**TASK**
Go through the material below and count the lines with the string "that"; the number is the whole answer.

**INPUT**
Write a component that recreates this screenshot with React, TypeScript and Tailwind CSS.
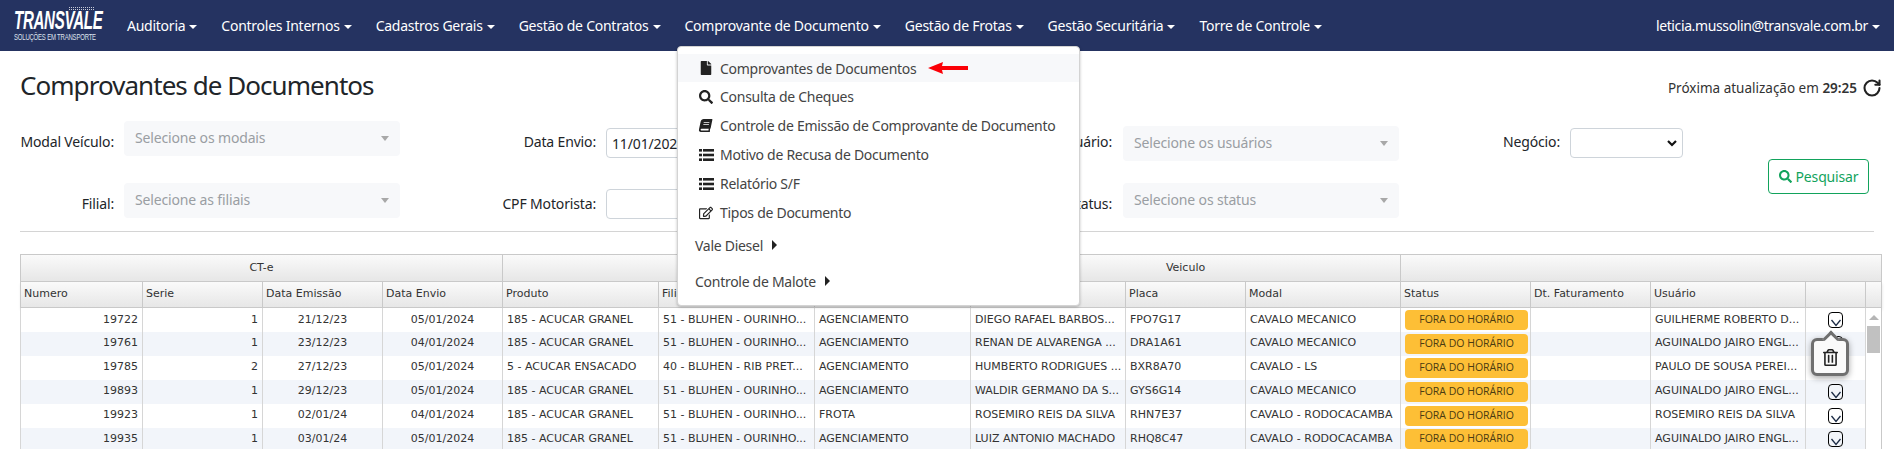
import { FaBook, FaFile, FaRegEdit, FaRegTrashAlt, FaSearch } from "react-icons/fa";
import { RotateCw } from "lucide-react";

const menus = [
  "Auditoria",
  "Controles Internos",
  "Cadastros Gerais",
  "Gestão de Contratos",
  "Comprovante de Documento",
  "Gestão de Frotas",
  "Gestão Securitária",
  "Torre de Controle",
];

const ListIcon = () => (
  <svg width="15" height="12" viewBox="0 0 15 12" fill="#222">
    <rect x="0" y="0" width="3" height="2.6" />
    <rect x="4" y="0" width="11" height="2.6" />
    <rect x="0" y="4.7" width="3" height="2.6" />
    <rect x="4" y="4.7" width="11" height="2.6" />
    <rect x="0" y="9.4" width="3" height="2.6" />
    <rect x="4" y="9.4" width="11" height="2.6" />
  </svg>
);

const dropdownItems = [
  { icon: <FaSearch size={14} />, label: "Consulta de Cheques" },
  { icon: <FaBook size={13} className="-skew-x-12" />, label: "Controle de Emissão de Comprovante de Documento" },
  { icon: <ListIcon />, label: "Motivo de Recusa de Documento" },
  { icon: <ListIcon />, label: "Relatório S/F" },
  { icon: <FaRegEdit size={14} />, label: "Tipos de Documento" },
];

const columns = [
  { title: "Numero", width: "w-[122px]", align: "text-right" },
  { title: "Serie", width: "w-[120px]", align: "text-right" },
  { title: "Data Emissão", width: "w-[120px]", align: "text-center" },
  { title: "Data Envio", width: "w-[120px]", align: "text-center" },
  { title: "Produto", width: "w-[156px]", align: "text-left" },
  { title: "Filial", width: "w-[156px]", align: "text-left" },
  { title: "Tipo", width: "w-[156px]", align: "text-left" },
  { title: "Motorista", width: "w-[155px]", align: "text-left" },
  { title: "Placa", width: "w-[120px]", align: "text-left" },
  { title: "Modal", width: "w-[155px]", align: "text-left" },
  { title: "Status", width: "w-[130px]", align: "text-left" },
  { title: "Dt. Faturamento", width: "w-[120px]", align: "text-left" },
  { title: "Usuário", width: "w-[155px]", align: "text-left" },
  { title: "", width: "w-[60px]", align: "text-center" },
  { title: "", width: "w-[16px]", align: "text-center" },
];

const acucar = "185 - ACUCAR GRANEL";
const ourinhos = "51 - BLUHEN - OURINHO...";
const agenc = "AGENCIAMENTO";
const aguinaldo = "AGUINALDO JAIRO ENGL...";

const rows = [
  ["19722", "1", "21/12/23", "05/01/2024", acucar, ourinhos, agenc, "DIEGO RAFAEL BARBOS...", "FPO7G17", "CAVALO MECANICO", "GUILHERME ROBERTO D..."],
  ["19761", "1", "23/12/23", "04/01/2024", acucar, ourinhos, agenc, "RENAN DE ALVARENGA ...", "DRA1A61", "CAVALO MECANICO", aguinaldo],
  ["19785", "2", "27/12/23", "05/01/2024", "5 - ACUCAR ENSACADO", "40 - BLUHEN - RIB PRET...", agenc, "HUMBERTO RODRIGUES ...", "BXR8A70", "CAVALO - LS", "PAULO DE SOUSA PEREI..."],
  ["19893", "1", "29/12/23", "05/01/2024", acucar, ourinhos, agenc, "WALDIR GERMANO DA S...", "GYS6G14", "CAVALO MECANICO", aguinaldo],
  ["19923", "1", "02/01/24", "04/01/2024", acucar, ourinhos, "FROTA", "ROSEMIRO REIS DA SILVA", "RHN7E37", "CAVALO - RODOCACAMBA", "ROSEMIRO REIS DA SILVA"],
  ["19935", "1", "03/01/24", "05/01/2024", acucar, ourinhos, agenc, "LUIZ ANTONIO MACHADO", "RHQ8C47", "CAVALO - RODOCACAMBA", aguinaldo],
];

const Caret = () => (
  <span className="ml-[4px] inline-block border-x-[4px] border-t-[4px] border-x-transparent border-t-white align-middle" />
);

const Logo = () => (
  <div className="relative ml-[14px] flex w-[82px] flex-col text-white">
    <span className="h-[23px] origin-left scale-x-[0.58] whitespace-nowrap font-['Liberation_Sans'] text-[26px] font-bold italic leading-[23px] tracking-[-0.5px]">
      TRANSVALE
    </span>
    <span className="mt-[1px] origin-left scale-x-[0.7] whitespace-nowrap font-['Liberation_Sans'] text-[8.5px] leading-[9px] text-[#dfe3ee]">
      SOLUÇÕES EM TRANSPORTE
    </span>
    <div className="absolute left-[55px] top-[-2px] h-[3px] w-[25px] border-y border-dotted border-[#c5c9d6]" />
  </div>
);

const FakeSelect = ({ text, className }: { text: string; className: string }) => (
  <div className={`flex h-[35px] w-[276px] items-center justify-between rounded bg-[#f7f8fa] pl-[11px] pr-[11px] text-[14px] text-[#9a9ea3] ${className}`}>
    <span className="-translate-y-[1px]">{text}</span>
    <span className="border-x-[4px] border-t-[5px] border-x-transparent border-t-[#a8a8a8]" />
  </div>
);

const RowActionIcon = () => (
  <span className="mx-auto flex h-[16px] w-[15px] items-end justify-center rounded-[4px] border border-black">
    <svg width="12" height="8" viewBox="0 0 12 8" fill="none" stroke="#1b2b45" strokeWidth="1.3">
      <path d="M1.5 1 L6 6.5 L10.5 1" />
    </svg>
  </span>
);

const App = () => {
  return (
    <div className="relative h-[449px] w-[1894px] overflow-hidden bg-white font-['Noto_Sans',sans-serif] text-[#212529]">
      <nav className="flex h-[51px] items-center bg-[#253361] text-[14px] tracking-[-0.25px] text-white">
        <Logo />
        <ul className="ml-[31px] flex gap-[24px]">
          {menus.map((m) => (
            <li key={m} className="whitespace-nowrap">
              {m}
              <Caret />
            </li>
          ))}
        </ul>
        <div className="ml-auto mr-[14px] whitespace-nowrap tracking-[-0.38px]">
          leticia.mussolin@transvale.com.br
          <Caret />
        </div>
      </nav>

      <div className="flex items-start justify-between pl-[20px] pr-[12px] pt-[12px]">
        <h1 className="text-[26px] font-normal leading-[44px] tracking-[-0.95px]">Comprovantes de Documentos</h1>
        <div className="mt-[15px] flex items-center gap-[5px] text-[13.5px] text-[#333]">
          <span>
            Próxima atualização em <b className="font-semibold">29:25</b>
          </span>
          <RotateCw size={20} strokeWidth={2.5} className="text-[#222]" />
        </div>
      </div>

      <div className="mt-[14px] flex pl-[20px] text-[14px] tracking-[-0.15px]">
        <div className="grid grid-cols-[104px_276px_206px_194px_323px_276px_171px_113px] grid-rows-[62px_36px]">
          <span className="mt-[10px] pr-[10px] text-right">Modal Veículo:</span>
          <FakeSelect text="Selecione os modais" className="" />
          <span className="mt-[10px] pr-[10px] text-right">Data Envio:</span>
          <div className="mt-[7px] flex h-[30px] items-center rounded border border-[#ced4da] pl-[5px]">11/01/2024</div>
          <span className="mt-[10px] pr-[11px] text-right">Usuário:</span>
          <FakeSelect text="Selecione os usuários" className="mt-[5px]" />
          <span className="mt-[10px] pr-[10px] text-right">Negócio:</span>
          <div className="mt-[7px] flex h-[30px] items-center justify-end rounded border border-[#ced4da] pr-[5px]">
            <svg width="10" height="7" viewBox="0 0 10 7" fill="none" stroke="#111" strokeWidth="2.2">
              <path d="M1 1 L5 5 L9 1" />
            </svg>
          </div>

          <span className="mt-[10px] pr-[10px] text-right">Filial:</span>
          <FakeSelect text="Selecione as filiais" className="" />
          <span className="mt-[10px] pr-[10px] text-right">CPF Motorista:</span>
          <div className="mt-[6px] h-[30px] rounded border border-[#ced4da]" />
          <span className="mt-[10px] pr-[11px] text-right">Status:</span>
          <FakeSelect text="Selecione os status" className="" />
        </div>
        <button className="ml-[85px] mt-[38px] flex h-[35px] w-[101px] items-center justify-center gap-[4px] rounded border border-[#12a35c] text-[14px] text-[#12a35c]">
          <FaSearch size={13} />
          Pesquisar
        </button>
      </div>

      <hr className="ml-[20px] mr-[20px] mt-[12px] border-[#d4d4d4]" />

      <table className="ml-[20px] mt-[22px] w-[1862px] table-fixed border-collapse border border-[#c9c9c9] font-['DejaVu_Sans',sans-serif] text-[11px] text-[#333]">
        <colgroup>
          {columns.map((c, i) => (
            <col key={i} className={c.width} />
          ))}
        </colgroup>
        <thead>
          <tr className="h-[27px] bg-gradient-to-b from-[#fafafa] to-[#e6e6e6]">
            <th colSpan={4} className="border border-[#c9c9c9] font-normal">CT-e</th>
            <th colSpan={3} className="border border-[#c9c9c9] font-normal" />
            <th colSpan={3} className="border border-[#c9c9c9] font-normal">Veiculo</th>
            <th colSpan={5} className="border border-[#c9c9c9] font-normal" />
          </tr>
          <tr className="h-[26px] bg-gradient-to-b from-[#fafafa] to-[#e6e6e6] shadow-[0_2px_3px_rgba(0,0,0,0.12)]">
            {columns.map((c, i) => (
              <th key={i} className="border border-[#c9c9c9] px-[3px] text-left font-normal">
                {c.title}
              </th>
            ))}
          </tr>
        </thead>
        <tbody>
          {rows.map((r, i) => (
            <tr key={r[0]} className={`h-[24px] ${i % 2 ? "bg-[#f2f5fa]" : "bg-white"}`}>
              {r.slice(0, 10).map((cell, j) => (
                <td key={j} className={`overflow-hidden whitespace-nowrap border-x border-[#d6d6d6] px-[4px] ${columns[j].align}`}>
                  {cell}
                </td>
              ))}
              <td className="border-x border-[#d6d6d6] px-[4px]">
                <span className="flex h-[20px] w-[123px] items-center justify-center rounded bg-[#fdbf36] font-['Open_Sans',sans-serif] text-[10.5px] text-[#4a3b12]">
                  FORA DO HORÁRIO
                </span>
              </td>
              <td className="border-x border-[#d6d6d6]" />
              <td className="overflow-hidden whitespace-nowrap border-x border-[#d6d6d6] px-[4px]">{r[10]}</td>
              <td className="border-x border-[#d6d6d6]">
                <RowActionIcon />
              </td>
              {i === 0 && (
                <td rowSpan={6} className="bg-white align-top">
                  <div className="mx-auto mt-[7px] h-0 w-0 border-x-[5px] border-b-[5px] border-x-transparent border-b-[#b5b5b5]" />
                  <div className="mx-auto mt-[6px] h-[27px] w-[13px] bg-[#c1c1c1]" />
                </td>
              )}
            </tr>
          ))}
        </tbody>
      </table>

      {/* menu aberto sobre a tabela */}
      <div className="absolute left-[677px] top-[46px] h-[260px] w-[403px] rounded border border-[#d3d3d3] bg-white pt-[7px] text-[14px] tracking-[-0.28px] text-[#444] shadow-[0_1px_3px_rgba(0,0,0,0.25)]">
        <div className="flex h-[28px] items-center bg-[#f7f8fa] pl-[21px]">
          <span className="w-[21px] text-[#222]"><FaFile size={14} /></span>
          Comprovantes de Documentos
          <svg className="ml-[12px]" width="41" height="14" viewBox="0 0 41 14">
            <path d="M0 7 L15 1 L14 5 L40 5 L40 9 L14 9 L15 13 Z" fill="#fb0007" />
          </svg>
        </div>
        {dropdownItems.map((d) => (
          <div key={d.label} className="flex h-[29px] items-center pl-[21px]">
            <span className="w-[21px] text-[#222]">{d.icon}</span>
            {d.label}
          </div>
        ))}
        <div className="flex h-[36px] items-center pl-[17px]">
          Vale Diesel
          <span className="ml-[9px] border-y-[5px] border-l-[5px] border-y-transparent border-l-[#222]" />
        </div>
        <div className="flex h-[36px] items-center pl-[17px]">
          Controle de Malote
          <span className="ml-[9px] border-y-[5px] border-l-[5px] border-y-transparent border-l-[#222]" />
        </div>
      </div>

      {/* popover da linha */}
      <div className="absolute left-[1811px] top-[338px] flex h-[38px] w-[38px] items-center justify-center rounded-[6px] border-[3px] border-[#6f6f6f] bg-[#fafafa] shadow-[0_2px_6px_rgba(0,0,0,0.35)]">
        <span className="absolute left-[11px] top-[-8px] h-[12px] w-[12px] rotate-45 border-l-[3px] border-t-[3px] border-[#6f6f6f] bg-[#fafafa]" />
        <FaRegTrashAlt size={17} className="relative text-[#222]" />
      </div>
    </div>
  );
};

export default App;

---

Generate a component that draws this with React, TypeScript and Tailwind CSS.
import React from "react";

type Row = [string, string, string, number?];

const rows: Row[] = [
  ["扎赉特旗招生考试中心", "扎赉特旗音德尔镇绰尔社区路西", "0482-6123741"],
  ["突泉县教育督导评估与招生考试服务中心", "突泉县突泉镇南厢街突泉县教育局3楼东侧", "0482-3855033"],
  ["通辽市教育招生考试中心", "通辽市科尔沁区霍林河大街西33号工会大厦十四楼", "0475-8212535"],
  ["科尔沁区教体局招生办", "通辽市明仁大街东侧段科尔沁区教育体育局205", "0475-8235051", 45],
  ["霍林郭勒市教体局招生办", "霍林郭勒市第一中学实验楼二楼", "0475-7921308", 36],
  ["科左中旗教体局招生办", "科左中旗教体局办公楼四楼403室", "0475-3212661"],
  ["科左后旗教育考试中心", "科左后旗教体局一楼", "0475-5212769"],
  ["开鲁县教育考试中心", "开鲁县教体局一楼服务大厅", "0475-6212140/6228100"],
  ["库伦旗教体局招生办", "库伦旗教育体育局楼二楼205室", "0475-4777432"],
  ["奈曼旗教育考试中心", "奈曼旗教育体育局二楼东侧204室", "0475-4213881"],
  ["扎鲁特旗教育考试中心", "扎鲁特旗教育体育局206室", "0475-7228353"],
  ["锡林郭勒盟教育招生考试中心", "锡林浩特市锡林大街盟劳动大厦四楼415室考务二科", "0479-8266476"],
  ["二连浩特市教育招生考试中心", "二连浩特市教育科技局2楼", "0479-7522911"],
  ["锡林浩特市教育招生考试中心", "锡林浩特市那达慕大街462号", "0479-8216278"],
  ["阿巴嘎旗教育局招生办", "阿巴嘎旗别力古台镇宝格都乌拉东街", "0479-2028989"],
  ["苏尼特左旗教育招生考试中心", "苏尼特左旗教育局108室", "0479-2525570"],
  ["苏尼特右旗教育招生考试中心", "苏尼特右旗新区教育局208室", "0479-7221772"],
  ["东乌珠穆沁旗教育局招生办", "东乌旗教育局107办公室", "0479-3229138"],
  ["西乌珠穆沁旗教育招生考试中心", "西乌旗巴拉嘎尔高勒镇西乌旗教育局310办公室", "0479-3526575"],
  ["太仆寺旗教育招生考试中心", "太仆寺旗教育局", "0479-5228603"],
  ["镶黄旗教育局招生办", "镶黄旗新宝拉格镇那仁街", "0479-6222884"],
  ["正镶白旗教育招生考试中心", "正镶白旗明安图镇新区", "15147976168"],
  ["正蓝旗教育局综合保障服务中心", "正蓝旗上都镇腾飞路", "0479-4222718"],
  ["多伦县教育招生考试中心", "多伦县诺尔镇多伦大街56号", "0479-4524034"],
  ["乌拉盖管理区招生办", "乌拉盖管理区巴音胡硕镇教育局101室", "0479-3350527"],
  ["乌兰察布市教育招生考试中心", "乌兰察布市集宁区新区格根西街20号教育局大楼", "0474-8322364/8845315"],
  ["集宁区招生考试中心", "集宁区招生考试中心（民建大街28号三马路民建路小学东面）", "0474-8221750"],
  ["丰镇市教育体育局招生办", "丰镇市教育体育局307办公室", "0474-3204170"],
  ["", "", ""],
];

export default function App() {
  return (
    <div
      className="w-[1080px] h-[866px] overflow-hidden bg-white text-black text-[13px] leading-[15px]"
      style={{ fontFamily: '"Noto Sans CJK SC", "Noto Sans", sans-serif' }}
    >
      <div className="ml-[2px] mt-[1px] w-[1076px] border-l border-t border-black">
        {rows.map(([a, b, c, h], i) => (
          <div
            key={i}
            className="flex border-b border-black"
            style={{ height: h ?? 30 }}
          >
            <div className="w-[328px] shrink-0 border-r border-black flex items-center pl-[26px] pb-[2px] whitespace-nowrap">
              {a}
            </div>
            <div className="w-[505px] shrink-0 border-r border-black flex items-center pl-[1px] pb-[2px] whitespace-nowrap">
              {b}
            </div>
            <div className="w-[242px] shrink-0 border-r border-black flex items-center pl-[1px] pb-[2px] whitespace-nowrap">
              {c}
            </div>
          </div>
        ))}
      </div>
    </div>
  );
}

**FINAL RESULT**
2